▸ WHAT THE TASK ASKS
Tell how many lines include the string "index". Answer with a single number.

start

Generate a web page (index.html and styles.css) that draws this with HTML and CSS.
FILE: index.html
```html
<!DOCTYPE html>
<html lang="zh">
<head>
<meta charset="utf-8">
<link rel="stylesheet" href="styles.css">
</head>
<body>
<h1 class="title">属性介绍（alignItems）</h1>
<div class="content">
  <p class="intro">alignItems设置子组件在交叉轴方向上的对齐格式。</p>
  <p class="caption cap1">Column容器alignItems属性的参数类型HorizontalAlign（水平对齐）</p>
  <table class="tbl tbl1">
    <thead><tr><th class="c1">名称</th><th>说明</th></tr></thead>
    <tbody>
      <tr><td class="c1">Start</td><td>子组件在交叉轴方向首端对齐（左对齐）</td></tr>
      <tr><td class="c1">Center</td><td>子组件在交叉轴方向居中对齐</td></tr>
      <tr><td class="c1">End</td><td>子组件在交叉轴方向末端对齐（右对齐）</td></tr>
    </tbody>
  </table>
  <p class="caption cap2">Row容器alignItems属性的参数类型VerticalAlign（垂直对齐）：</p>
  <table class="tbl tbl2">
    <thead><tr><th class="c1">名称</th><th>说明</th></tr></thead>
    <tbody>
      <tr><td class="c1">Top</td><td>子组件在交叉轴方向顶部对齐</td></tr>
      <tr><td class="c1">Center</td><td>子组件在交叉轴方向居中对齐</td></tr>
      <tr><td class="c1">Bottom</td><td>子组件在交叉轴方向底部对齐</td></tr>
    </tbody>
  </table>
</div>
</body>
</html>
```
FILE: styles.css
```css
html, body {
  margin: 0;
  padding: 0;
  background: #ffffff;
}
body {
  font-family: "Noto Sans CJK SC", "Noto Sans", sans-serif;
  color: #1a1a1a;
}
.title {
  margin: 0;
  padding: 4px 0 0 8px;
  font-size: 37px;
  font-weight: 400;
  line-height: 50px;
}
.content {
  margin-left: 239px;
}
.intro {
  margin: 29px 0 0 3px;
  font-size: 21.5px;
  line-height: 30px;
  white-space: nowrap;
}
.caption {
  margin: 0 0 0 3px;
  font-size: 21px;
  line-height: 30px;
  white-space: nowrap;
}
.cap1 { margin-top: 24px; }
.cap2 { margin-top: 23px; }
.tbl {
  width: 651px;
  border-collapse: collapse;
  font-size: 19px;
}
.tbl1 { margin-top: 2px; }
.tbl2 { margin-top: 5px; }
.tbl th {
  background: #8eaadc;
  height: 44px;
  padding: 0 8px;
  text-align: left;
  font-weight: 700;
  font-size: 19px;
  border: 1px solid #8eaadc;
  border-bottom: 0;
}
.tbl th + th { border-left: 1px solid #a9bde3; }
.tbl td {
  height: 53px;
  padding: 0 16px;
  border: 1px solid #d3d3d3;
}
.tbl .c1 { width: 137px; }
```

end
start

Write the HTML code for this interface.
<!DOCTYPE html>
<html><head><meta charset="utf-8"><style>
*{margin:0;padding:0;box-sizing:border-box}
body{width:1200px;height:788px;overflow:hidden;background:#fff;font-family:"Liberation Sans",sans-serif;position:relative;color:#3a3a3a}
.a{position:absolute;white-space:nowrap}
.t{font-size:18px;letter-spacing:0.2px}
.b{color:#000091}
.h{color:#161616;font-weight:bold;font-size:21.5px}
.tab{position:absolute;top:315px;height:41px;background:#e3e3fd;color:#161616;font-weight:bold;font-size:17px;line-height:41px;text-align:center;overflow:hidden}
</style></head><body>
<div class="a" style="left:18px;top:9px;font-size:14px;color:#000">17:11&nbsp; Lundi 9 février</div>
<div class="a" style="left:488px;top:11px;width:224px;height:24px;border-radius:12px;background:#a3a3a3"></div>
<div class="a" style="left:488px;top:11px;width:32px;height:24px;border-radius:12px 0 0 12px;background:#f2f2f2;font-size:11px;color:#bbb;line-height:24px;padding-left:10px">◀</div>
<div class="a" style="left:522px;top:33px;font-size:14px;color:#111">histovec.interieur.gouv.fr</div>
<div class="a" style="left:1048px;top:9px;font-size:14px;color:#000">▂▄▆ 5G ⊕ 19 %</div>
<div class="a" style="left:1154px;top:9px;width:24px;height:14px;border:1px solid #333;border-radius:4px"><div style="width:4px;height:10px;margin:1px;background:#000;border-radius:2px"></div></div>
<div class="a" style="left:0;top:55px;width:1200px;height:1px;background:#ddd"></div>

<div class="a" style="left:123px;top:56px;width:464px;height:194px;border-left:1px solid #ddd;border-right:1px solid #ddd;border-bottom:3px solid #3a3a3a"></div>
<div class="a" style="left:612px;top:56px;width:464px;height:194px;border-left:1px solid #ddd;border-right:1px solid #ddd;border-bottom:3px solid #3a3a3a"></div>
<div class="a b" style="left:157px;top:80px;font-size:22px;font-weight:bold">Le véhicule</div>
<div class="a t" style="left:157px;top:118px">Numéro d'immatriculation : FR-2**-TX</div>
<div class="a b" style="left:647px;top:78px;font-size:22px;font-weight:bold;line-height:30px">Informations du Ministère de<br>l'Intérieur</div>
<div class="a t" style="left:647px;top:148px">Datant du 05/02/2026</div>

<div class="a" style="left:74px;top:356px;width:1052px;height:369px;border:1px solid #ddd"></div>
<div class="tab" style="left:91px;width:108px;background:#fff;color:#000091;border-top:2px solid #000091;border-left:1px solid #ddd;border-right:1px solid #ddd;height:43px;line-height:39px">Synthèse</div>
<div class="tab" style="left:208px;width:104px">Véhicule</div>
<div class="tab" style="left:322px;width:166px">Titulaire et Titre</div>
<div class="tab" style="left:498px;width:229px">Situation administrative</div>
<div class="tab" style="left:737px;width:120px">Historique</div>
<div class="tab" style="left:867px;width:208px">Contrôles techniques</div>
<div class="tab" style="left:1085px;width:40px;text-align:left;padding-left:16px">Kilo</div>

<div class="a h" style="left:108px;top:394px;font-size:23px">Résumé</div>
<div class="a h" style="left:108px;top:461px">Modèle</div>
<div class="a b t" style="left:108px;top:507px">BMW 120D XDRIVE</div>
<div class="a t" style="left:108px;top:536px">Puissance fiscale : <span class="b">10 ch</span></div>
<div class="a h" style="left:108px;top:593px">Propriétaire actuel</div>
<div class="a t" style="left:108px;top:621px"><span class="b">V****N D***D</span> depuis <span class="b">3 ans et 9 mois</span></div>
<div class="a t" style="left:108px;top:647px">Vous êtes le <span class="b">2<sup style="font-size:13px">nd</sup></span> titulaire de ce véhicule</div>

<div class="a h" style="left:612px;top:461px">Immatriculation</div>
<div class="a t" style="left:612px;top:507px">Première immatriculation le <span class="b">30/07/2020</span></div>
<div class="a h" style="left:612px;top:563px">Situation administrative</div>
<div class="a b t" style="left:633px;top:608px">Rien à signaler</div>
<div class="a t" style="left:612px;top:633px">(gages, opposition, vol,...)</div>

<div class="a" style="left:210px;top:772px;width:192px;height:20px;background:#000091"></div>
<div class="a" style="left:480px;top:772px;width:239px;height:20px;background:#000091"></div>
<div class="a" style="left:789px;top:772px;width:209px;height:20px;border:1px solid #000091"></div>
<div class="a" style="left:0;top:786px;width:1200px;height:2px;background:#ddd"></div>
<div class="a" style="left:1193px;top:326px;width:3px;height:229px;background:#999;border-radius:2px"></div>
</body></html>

end

▸ FULL SOLUTION
2